Forty-one active-duty Marines are possible or confirmed suicides for the year. The rate per 100,000 troops remains about the same due to the Corps' increased size, a report says.

January 14, 2009|Tony Perry

More active-duty Marines committed suicide last year than any year since the U.S.-led invasion of Iraq in March 2003, although the suicide rate remained virtually unchanged because the Marine Corps is increasing in size, according to a report issued Tuesday.

Forty-one Marines are listed as possible or confirmed suicides in 2008, or 16.8 per 100,000 troops, the Marine Corps report said. Nearly all were enlisted and under 24, and about two-thirds had deployed overseas.
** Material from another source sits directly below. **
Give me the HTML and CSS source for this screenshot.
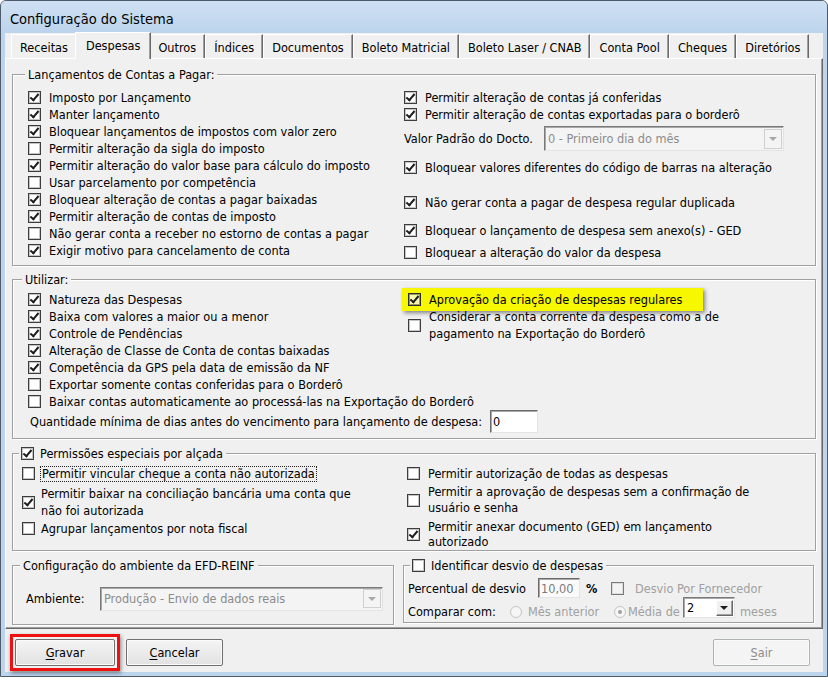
FILE: index.html
```html
<!DOCTYPE html>
<html lang="pt-BR">

<head>
    <meta charset="utf-8">
    <meta name="viewport" content="width=device-width, initial-scale=1.0">
    <title>Configuração do Sistema</title>
    <link rel="stylesheet" href="styles.css">
</head>

<body>
    <div class="window">
        <div class="titlebar">Configuração do Sistema</div>

        <div class="client">
            <nav class="tabs">
                <span class="tab">Receitas</span>
                <span class="tab active">Despesas</span>
                <span class="tab">Outros</span>
                <span class="tab">Índices</span>
                <span class="tab">Documentos</span>
                <span class="tab">Boleto Matricial</span>
                <span class="tab">Boleto Laser / CNAB</span>
                <span class="tab">Conta Pool</span>
                <span class="tab">Cheques</span>
                <span class="tab">Diretórios</span>
            </nav>

            <div class="panel">
                <!-- Lançamentos -->
                <section class="group g1">
                    <span class="legend">Lançamentos de Contas a Pagar:</span>
                    <div class="cols">
                        <div class="col c1-left">
                            <label class="row"><span class="cb on"></span>Imposto por Lançamento</label>
                            <label class="row"><span class="cb on"></span>Manter lançamento</label>
                            <label class="row"><span class="cb on"></span>Bloquear lançamentos de impostos com valor zero</label>
                            <label class="row"><span class="cb"></span>Permitir alteração da sigla do imposto</label>
                            <label class="row"><span class="cb on"></span>Permitir alteração do valor base para cálculo do imposto</label>
                            <label class="row"><span class="cb"></span>Usar parcelamento por competência</label>
                            <label class="row"><span class="cb on"></span>Bloquear alteração de contas a pagar baixadas</label>
                            <label class="row"><span class="cb on"></span>Permitir alteração de contas de imposto</label>
                            <label class="row"><span class="cb"></span>Não gerar conta a receber no estorno de contas a pagar</label>
                            <label class="row"><span class="cb on"></span>Exigir motivo para cancelamento de conta</label>
                        </div>
                        <div class="col">
                            <label class="row"><span class="cb on"></span>Permitir alteração de contas já conferidas</label>
                            <label class="row"><span class="cb on"></span>Permitir alteração de contas exportadas para o borderô</label>
                            <div class="row field-row">
                                <span class="field-label">Valor Padrão do Docto.</span>
                                <span class="select disabled wide"><span class="select-text">0 - Primeiro dia do mês</span><span class="arrow"></span></span>
                            </div>
                            <label class="row mt8"><span class="cb on"></span>Bloquear valores diferentes do código de barras na alteração</label>
                            <label class="row mt18"><span class="cb on"></span>Não gerar conta a pagar de despesa regular duplicada</label>
                            <label class="row mt11"><span class="cb on"></span>Bloquear o lançamento de despesa sem anexo(s) - GED</label>
                            <label class="row mt5"><span class="cb"></span>Bloquear a alteração do valor da despesa</label>
                        </div>
                    </div>
                </section>

                <!-- Utilizar -->
                <section class="group g2">
                    <span class="legend">Utilizar:</span>
                    <div class="cols">
                        <div class="col c2-left">
                            <label class="row"><span class="cb on"></span>Natureza das Despesas</label>
                            <label class="row"><span class="cb on"></span>Baixa com valores a maior ou a menor</label>
                            <label class="row"><span class="cb on"></span>Controle de Pendências</label>
                            <label class="row"><span class="cb on"></span>Alteração de Classe de Conta de contas baixadas</label>
                            <label class="row"><span class="cb on"></span>Competência da GPS pela data de emissão da NF</label>
                            <label class="row"><span class="cb"></span>Exportar somente contas conferidas para o Borderô</label>
                            <label class="row"><span class="cb"></span>Baixar contas automaticamente ao processá-las na Exportação do Borderô</label>
                            <div class="row qty-row">
                                <span class="qty-label">Quantidade mínima de dias antes do vencimento para lançamento de despesa:</span>
                                <span class="input">0</span>
                            </div>
                        </div>
                        <div class="col">
                            <label class="row highlight"><span class="cb on"></span>Aprovação da criação de despesas regulares</label>
                            <label class="row multi after-hl"><span class="cb"></span><span>Considerar a conta corrente da despesa como a de<br>pagamento na Exportação do Borderô</span></label>
                        </div>
                    </div>
                </section>

                <!-- Permissões -->
                <section class="group g3">
                    <span class="legend legend-cb"><span class="cb on"></span>Permissões especiais por alçada</span>
                    <div class="cols">
                        <div class="col c3-left">
                            <label class="row tight"><span class="cb"></span><span class="focus">Permitir vincular cheque a conta não autorizada</span></label>
                            <label class="row tight multi mt3"><span class="cb on"></span><span>Permitir baixar na conciliação bancária uma conta que<br>não foi autorizada</span></label>
                            <label class="row tight mt1"><span class="cb"></span>Agrupar lançamentos por nota fiscal</label>
                        </div>
                        <div class="col">
                            <label class="row"><span class="cb"></span>Permitir autorização de todas as despesas</label>
                            <label class="row multi lh16 mt2"><span class="cb"></span><span>Permitir a aprovação de despesas sem a confirmação de<br>usuário e senha</span></label>
                            <label class="row multi lh15 mt3"><span class="cb on"></span><span>Permitir anexar documento (GED) em lançamento<br>autorizado</span></label>
                        </div>
                    </div>
                </section>

                <div class="bottom-groups">
                    <section class="group g4">
                        <span class="legend">Configuração do ambiente da EFD-REINF</span>
                        <div class="row field-row">
                            <span class="amb-label">Ambiente:</span>
                            <span class="select disabled amb"><span class="select-text">Produção - Envio de dados reais</span><span class="arrow"></span></span>
                        </div>
                    </section>

                    <section class="group g5">
                        <span class="legend legend-cb"><span class="cb"></span>Identificar desvio de despesas</span>
                        <div class="row pct-row">
                            <span class="pct-label">Percentual de desvio</span>
                            <span class="input gray pct-input">10,00</span>
                            <span class="pct-sign">%</span>
                            <span class="cb off-dis"></span>
                            <span class="dis-text forn">Desvio Por Fornecedor</span>
                        </div>
                        <div class="row cmp-row">
                            <span class="cmp-label low">Comparar com:</span>
                            <span class="radio low-r"></span>
                            <span class="dis-text mes low">Mês anterior</span>
                            <span class="radio checked low-r"></span>
                            <span class="dis-text media low">Média de</span>
                            <span class="select months"><span class="select-text">2</span><span class="arrow dark"></span></span>
                            <span class="dis-text meses low">meses</span>
                        </div>
                    </section>
                </div>
            </div>

            <div class="buttons">
                <span class="mark"><span class="btn"><u>G</u>ravar</span></span>
                <span class="btn cancel"><u>C</u>ancelar</span>
                <span class="btn off sair"><u>S</u>air</span>
            </div>
        </div>
    </div>
</body>

</html>
```

FILE: styles.css
```css
body {
    margin: 0;
    padding: 0;
    background: #ffffff;
    font-family: "DejaVu Sans Condensed", "Liberation Sans", sans-serif;
    font-size: 12.6px;
    color: #000000;
}

.window {
    box-sizing: border-box;
    width: 828px;
    height: 677px;
    border: 1px solid #4d5b6b;
    border-radius: 6px 6px 0 0;
    background: #bcd4ec;
    padding: 0 4px 4px;
}

.titlebar {
    height: 32px;
    margin: 0 -4px;
    padding-left: 9px;
    line-height: 36px;
    font-size: 14.5px;
    border-radius: 5px 5px 0 0;
    background: linear-gradient(#cfe0f3, #bcd4ec);
}

.client {
    height: 639px;
    background: #f0f0f0;
    display: flex;
    flex-direction: column;
}

/* tabs */

.tabs {
    display: flex;
    align-items: flex-end;
    height: 25px;
    padding-left: 6px;
}

.tab {
    box-sizing: border-box;
    height: 24px;
    line-height: 25px;
    padding: 0 8px;
    border-top: 1px solid #ffffff;
    border-left: 1px solid #ffffff;
    border-right: 1px solid #696969;
    box-shadow: inset -1px 0 0 #a0a0a0;
    white-space: nowrap;
}

.tab.active {
    height: 27px;
    margin: 0 -2px -1px;
    padding: 0 10px;
    line-height: 26px;
    background: #f0f0f0;
    position: relative;
    z-index: 1;
}

.panel {
    box-sizing: border-box;
    height: 571px;
    border: 1px solid;
    border-color: #ffffff #696969 #696969 #ffffff;
    box-shadow: inset -1px -1px 0 #a0a0a0;
    padding: 15px 6px 0;
}

/* group boxes */

.group {
    box-sizing: border-box;
    position: relative;
    border: 1px solid #a0a0a0;
    box-shadow: inset 1px 1px 0 #ffffff, 1px 1px 0 #ffffff;
}

.legend {
    position: absolute;
    top: -9px;
    left: 12px;
    padding: 0 3px;
    line-height: 17px;
    background: #f0f0f0;
    white-space: nowrap;
}

.legend-cb {
    display: flex;
    align-items: center;
    gap: 6px;
    left: 6px;
    padding: 0 3px 0 2px;
}

.g1 {
    height: 192px;
    padding: 14px 0 0 15px;
}

.g2 {
    height: 160px;
    margin-top: 13px;
    padding: 11px 0 0 15px;
}

.g2 .legend {
    left: 9px;
}

.g3 {
    height: 98px;
    margin-top: 14px;
    padding: 11px 0 0 9px;
}

.bottom-groups {
    display: flex;
    gap: 9px;
    margin-top: 14px;
}

.g4 {
    width: 382px;
    height: 60px;
    padding: 17px 0 0 13px;
}

.g4 .legend {
    left: 7px;
}

.g5 {
    width: 411px;
    height: 58px;
    padding: 12px 0 0 4px;
}

.cols {
    display: flex;
}

.col {
    display: flex;
    flex-direction: column;
}

.c1-left {
    width: 376px;
}

.c2-left {
    width: 380px;
}

.c3-left {
    width: 385px;
}

/* rows and checkboxes */

.row {
    display: flex;
    align-items: center;
    gap: 8px;
    height: 17px;
    line-height: 17px;
    white-space: nowrap;
}

.row.multi {
    height: auto;
}

.row.tight {
    gap: 6px;
}

.lh16 {
    line-height: 16px;
}

.lh15 {
    line-height: 15px;
}

.mt1 { margin-top: 1px; }
.mt2 { margin-top: 2px; }
.mt3 { margin-top: 3px; }
.mt5 { margin-top: 5px; }
.mt8 { margin-top: 8px; }
.mt11 { margin-top: 11px; }
.mt18 { margin-top: 18px; }

.cb {
    box-sizing: border-box;
    flex: none;
    position: relative;
    width: 13px;
    height: 13px;
    border: 1px solid #3c3c3c;
    box-shadow: inset 0 0 0 1px #c4c4c4;
    background: #ffffff;
}

.cb.on::after {
    content: "";
    position: absolute;
    left: 3px;
    top: 0px;
    width: 3px;
    height: 7px;
    border: solid #1e1e1e;
    border-width: 0 2px 2px 0;
    transform: rotate(40deg);
}

.cb.off-dis {
    border-color: #7a7a7a;
    box-shadow: inset 0 0 0 1px #dcdcdc;
    background: #f4f4f4;
}

.focus {
    outline: 1px dotted #222222;
    padding: 0 1px;
    line-height: 14px;
}

.highlight {
    height: 23px;
    margin: -3px 0 0 -6px;
    padding: 0 21px 0 6px;
    background: #f7f700;
    box-shadow: 2px 2px 4px rgba(0, 0, 0, 0.45);
    align-self: flex-start;
}

.highlight .cb {
    border-color: #2e2e2e;
    box-shadow: inset 0 0 0 1px #9a9a60;
    background: #f7f7b0;
}

.after-hl {
    margin-top: -3px;
}

/* fields */

.field-row {
    height: 25px;
    margin-top: 3px;
    gap: 0;
}

.field-label {
    width: 140px;
    flex: none;
}

.select {
    box-sizing: border-box;
    flex: none;
    display: flex;
    align-items: center;
    border: 1px solid;
    border-color: #7a7a7a #e4e4e4 #e4e4e4 #7a7a7a;
    box-shadow: inset 1px 1px 0 #a8a8a8;
    background: #ffffff;
}

.select.disabled {
    background: #f4f4f4;
    color: #8c8c8c;
}

.select-text {
    flex: 1;
    padding-left: 3px;
    overflow: hidden;
}

.select.wide {
    width: 240px;
    height: 25px;
}

.select.amb {
    width: 283px;
    height: 24px;
}

.arrow {
    box-sizing: border-box;
    flex: none;
    position: relative;
    width: 18px;
    height: calc(100% - 3px);
    margin-right: 1px;
    border: 1px solid #d0d0d0;
    background: #f4f4f4;
}

.arrow::after {
    content: "";
    position: absolute;
    left: 4px;
    top: 50%;
    margin-top: -2px;
    border-left: 4px solid transparent;
    border-right: 4px solid transparent;
    border-top: 4px solid #a8a8a8;
}

.arrow.dark {
    width: 17px;
    border-color: #ffffff #696969 #696969 #ffffff;
    box-shadow: inset -1px -1px 0 #a0a0a0;
    background: #f0f0f0;
}

.arrow.dark::after {
    left: 3px;
    border-top-color: #1e1e1e;
}

.input {
    box-sizing: border-box;
    flex: none;
    display: inline-flex;
    align-items: center;
    padding-left: 2px;
    border: 1px solid;
    border-color: #6a6a6a #e4e4e4 #e4e4e4 #6a6a6a;
    box-shadow: inset 1px 1px 0 #a8a8a8;
    background: #ffffff;
}

.qty-row {
    height: 23px;
    gap: 0;
    padding-left: 2px;
}

.qty-label {
    width: 460px;
    flex: none;
}

.qty-row .input {
    width: 48px;
    height: 23px;
}

.amb-label {
    width: 74px;
    flex: none;
}

.pct-row {
    height: 20px;
    gap: 0;
}

.pct-label {
    width: 130px;
    flex: none;
}

.pct-input {
    width: 42px;
    height: 20px;
    color: #7a7a7a;
    background: #fafafa;
}

.pct-sign {
    width: 31px;
    flex: none;
    padding-left: 6px;
    box-sizing: border-box;
    font-weight: bold;
}

.dis-text {
    color: #a0a0a0;
}

.forn {
    margin-left: 11px;
}

.cmp-row {
    height: 21px;
    margin-top: -1px;
    gap: 0;
}

.low {
    padding-top: 8px;
}

.low-r {
    margin-top: 8px;
}

.cmp-label {
    width: 102px;
    flex: none;
}

.radio {
    box-sizing: border-box;
    flex: none;
    position: relative;
    width: 12px;
    height: 12px;
    border-radius: 50%;
    border: 1px solid #c4c4c4;
    background: #f6f6f6;
}

.radio.checked::after {
    content: "";
    position: absolute;
    left: 3px;
    top: 3px;
    width: 4px;
    height: 4px;
    border-radius: 50%;
    background: #a0a0a0;
}

.mes {
    width: 86px;
    flex: none;
    margin-left: 6px;
}

.media {
    width: 55px;
    flex: none;
    margin-left: 2px;
}

.select.months {
    width: 52px;
    height: 21px;
}

.meses {
    margin-left: 5px;
}

/* buttons */

.buttons {
    display: flex;
    align-items: flex-start;
    padding: 5px 0 0 5px;
    flex: 1;
}

.mark {
    display: inline-flex;
    padding: 2px;
    border: 3px solid #ee1111;
    box-shadow: 1px 2px 4px rgba(0, 0, 0, 0.45);
}

.btn {
    box-sizing: border-box;
    display: inline-flex;
    align-items: center;
    justify-content: center;
    width: 100px;
    height: 27px;
    border: 1px solid #707070;
    border-radius: 2px;
    box-shadow: inset 0 0 0 1px #fbfbfb;
    background: linear-gradient(#f4f4f4, #e2e2e2);
}

.btn u {
    text-decoration-thickness: 1px;
    text-underline-offset: 2px;
}

.cancel {
    margin: 5px 0 0 6px;
    width: 97px;
}

.sair {
    margin: 5px 13px 0 auto;
    width: 97px;
}

.btn.off {
    border-color: #adb2b5;
    color: #8d8d8d;
    background: #f4f4f4;
}
```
In 2007, 33 Marines committed suicide -- a rate of 16.5 per 100,000 troops. The Marine Corps is adding troops and calling in reservists to serve in Iraq and Afghanistan, as well as other foreign bases and stateside.

The Marine suicide rate is still below that for civilian populations with similar demographics -- 19.5 per 100,000.

It is also less than that of the Army in 2007 (18.1 per 100,000). The Army suicide figures for 2008 have not yet been released, but officials said late last year they expected the number and rate to increase from 2007.

The suicide rates for the Marines and the Army have been closely tracked because the two services have borne the brunt of the fighting and repeat deployments in the Middle East.

Release of the Marine figures came during a four-day suicide prevention workshop in San Antonio sponsored by the Defense and Veterans Affairs departments.

The keynote address was given by Army Maj. Gen. Mark Graham, who lost one son to suicide and another to combat in Iraq.

"Both of my sons died fighting different battles," he said.

The Marine Corps has several programs to prevent suicide, beginning in boot camp. Marines are encouraged to watch their buddies for signs that they may be considering suicide.

In October, the Army and the National Institute of Mental Health began a five-year, $50-million research program to investigate the causes of suicide among troops.